Rêvez-vous d’une récompense pour cette nouvelle adresse ? 

L’étoile verte aurait beaucoup de sens pour nous, car on a essayé de réfléchir à tout pour avoir un restaurant le plus durable et avec le plus faible impact environnemental possible. Nous allons continuer à être au maximum dans le zéro déchet, grâce à la fermentation, la déshydratation, des macérations ou par les infusions dans nos boissons sans alcool… et en compostant les restes dans notre jardin.


Comment allez-vous répartir votre activité entre Vacarme et Freia ? 

Damien va rester principalement sur Vacarme et moi sur Freia. J’ai recruté une cheffe chez Vacarme, Naila qui, après avoir été notre sous-cheffe, m’a remplacée en novembre.


Depuis les confinements, vous avez fait évoluer votre organisation du travail afin de fidéliser vos talents. Comment ça se traduit concrètement ?   

Nous avons arrêté les coupures. Toutes les équipes font 39 heures par semaine et toutes les heures supplémentaires sont payées. Il est aussi important de dire qu’ils peuvent faire leur travail dans ce temps imparti. À Vacarme, nous avons un roulement avec une équipe du matin et une équipe du soir qui alternent. Nous avons aussi choisi de n’avoir à Freia que de la cuisson électrique pour offrir un meilleur confort de travail aux équipes. On veille à avoir une vie d’équipe, à donner des petits plus, comme l’accès à des paniers de légumes pris en charge à 50 %.
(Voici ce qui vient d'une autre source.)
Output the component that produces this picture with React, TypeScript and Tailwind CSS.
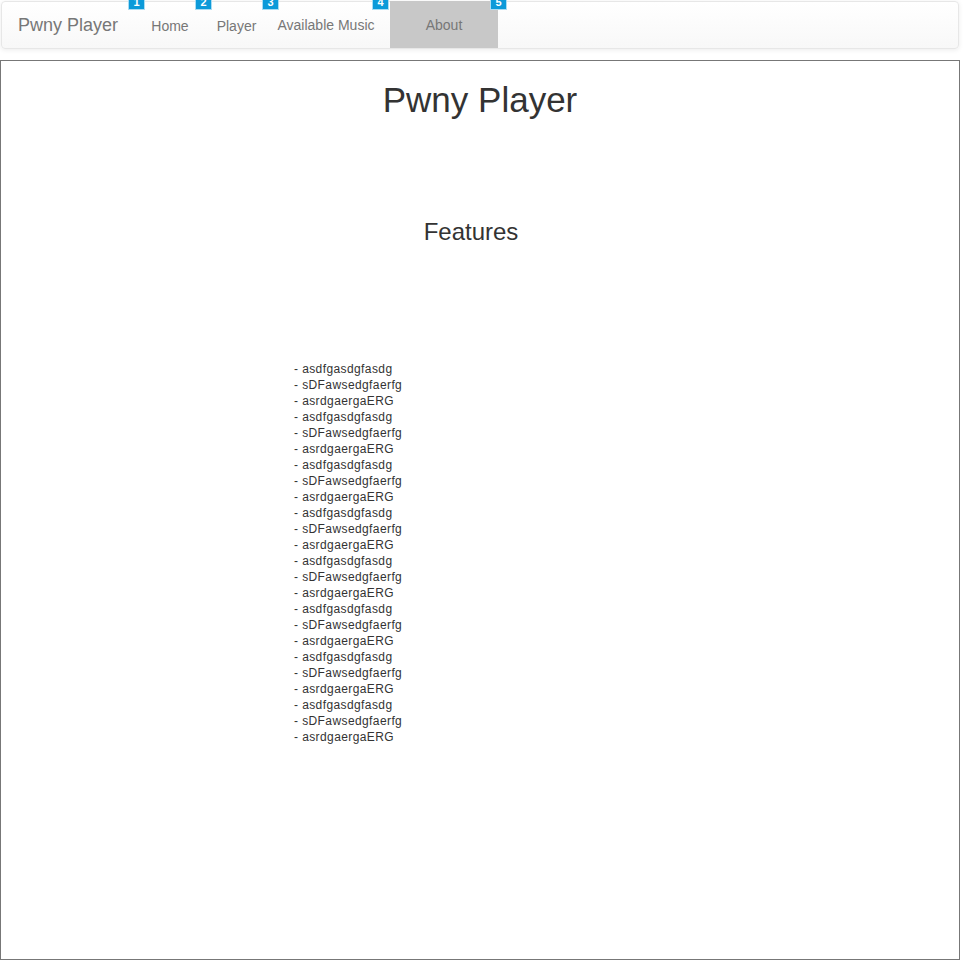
const features = ['asdfgasdgfasdg', 'sDFawsedgfaerfg', 'asrdgaergaERG'];

const items = Array.from({ length: 8 }).flatMap(() => features);

// hint badges sitting over the nav, clipped by the top of the window
const badges = [
  { n: 1, x: 'left-[126px]' },
  { n: 2, x: 'left-[193px]' },
  { n: 3, x: 'left-[260px]' },
  { n: 4, x: 'left-[370px]' },
  { n: 5, x: 'left-[488px]' },
];

export default function App() {
  return (
    <div className="w-[960px] bg-white text-[#333] font-['Liberation_Sans',Arial,sans-serif]">
      {/* Navbar */}
      <div className="relative mx-px mt-px w-[958px] h-[48px] rounded-[4px] border border-[#e7e7e7] bg-gradient-to-b from-white to-[#f8f8f8] shadow-[0_1px_5px_rgba(0,0,0,0.08)] flex items-stretch text-[#777]">
        <div className="w-[135px] pl-[16px] flex items-center text-[18px] pt-[1px]">Pwny Player</div>
        <div className="w-[66px] flex items-center justify-center text-[14px] pt-[2px]">Home</div>
        <div className="w-[67px] flex items-center justify-center text-[14px] pt-[2px]">Player</div>
        <div className="w-[112px] flex items-center justify-center text-[14px]">Available Music</div>
        <div className="ml-[8px] -mt-px w-[108px] bg-[#c8c8c8] flex items-center justify-center text-[14px] pt-[1px]">About</div>
        {badges.map((b) => (
          <div
            key={b.n}
            className={`absolute -top-[8px] ${b.x} w-[17px] h-[16px] bg-[#0c9ad9] border border-[#a9dcf3] text-white text-[11px] font-bold leading-[14px] text-center`}
          >
            {b.n}
          </div>
        ))}
      </div>

      {/* Main panel */}
      <div className="mt-[11px] h-[900px] border border-[#777]">
        <h1 className="mt-[20px] text-center text-[35px] leading-[1.1] font-normal">Pwny Player</h1>
        <h2 className="mt-[99px] pr-[18px] text-center text-[24px] leading-[1.1] font-normal">Features</h2>
        <ul className="mt-[116px] pl-[293px] text-[12px] leading-[16px] tracking-[0.4px]">
          {items.map((t, i) => (
            <li key={i}>- {t}</li>
          ))}
        </ul>
      </div>
    </div>
  );
}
Avez-vous déjà d’autres projets en tête pour les années à venir ?   

Là, j’ai la tête dans Freia. Mais, ça arrivera, je le sais… Je prépare un livre avec Hachette sur la cueillette avec la photographe nantaise Evaine Merle. Faute de temps, j’ai malheureusement dû en repousser la sortie à l’automne 2025.  


Freia, 22 Bd de Berlin, Nantes.

Vacarme, 5 Rue des Bons Français, Nantes.